The Badgers have off this weekend, before they open the Big Ten season at home against Northwestern at 11 a.m. Saturday, Sept. 30, as they look to contend for the Big Ten West Title and stay in the mix for the four-team College Football Playoff at the end of the season.
“It’s pretty much the same as every other team in the country, you don’t really plan to lose a game,” said Groshek, who is fourth on the team in rushing this season with 82 yards and one touchdown on 16 carries. “We’re going to try as much as we can to make sure we win every game, and if we end up being able to do that, that puts us in the National Championship Game and winning the National Championship, although it’s a lot harder to do than it is to say.
“I’m just trying to do my part to help the team, as far as individual goals,” he said. “And then I know it’s the same thing as in high school, every senior wants to go out on top, so I’m just doing the best that I can for those guys that it’s their senior year and it’s their last chance to play college football.”

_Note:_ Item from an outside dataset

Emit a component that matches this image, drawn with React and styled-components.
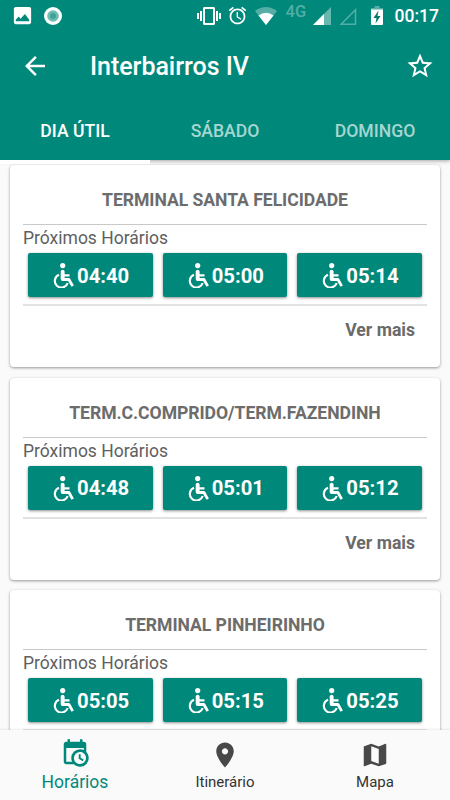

“I know he’ll give it everything he’s got, he’ll work his tail off and he’ll continue to get better,” said Lusic. “He just wants to play and compete, and I know he wants the Wisconsin Badgers to be successful, not just himself.
“He’s the ultimate team guy, and I think that’s why he gets a lot of respect down there in Madison, because he will do anything you ask him to do,” he said. “If it’s special teams or if it’s carrying the ball, whatever it is, he’ll do his job and he’ll give everything he’s got to help the Badgers win.
“So the sky’s the limit for him, to continue to grow as a player,” he said. “He’s only a redshirt freshman, and it’s very exciting for the town of Amherst, and I’m excited for him, too.”